Why is rusted iron an example of an oxidation–reduction reaction? electrons are exchanged?

Chemistry

2 answers:

rodikova [14]3 years ago

7 0

Electrons are exchanged, yes.

Aleks [24]3 years ago

6 0

Answer : The rusted iron is an example of an oxidation–reduction reaction because electrons are exchanged.

Explanation :

Iron rusting : It is a chemical process in which the an iron nail react with water and oxygen to give iron oxide as a product. Rusting of iron is an oxidation-reduction reaction in which iron losses electrons to oxygen atom.

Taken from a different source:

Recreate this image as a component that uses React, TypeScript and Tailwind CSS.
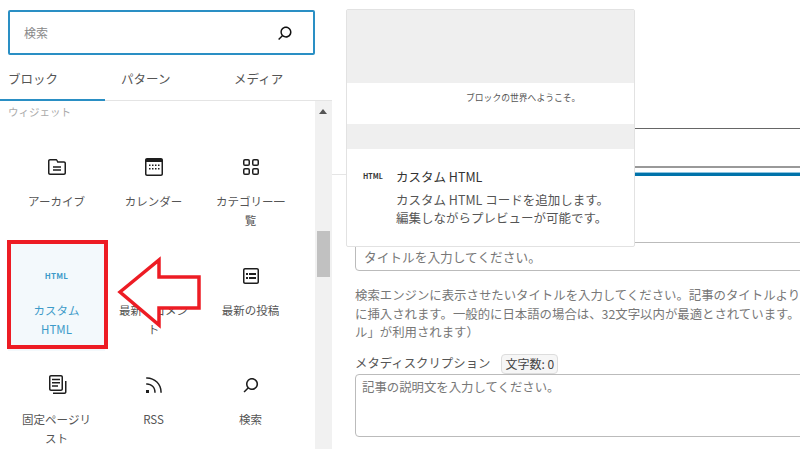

Oxidation-reduction reaction : It is a reaction in which oxidation and reduction reaction occur simultaneously.

Oxidation reaction : It is the reaction in which a substance looses its electrons. In this oxidation state increases.

Reduction reaction : It is the reaction in which a substance gains electrons. In this oxidation state decreases.

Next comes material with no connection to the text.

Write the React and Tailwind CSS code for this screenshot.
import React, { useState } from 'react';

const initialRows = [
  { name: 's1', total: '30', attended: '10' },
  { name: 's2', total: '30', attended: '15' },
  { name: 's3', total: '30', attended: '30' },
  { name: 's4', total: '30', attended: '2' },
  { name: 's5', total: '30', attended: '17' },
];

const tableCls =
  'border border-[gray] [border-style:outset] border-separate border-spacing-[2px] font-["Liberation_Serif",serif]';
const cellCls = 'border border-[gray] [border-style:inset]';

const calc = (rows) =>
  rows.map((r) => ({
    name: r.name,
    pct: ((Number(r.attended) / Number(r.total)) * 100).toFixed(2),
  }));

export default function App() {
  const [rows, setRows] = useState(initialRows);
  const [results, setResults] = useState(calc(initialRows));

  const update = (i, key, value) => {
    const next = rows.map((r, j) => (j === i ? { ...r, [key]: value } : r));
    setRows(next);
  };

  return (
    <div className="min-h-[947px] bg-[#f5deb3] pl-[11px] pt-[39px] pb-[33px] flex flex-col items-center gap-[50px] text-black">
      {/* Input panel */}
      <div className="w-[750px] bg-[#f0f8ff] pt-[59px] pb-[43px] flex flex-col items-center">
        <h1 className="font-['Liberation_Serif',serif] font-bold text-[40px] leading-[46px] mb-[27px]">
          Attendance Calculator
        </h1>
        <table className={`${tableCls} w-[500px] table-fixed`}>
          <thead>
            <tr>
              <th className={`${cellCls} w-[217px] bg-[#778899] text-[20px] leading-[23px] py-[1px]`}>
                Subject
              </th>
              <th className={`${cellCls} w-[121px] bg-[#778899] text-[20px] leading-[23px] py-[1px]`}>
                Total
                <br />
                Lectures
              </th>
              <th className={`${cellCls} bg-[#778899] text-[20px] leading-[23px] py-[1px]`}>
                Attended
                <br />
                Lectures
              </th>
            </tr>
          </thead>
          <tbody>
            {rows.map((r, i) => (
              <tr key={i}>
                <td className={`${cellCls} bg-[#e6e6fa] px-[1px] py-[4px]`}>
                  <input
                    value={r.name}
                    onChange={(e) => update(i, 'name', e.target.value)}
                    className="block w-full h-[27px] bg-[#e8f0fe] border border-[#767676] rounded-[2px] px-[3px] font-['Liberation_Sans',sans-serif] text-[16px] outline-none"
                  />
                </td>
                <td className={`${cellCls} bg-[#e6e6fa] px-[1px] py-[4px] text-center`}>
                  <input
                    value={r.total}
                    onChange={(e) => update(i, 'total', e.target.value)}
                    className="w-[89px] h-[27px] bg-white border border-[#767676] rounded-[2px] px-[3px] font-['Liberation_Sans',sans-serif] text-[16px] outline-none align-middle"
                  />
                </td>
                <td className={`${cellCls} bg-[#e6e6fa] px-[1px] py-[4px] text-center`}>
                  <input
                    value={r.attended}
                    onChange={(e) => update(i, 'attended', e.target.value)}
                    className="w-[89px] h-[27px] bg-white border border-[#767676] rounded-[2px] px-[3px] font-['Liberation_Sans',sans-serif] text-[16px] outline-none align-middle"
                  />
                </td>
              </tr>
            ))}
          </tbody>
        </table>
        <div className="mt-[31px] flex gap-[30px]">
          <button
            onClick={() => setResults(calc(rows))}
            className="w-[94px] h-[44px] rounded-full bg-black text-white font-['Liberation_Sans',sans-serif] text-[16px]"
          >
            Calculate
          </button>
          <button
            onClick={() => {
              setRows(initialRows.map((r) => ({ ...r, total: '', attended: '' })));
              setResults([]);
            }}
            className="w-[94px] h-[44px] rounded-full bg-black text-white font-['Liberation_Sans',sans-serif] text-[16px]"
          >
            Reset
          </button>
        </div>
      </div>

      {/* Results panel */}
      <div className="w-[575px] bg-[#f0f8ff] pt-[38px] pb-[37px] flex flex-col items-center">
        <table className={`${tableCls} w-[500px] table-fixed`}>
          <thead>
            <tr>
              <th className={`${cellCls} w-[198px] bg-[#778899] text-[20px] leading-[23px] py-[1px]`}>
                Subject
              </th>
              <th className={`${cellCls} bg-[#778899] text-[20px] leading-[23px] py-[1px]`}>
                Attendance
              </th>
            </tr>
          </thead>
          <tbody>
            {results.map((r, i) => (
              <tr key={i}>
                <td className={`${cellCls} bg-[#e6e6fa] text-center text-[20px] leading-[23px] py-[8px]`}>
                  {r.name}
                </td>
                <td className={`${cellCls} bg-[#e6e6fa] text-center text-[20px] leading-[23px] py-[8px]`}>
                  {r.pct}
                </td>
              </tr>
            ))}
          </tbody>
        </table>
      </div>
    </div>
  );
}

The balanced chemical reaction for rusting of irons is,

$4Fe(s)+3O_2(g)\rightarrow 2Fe_2O_3(s)$

Half reactions of oxidation and reduction are :

Oxidation : $Fe(s)\rightarrow Fe^{3+}+3e^-$

Reduction : $\frac{1}{2}O_2+2e^-\rightarrow O^{2-}$

From this reaction we conclude that the electrons are getting transferred from iron to oxygen.

Hence, the rusted iron is an example of an oxidation–reduction reaction because electrons are exchanged.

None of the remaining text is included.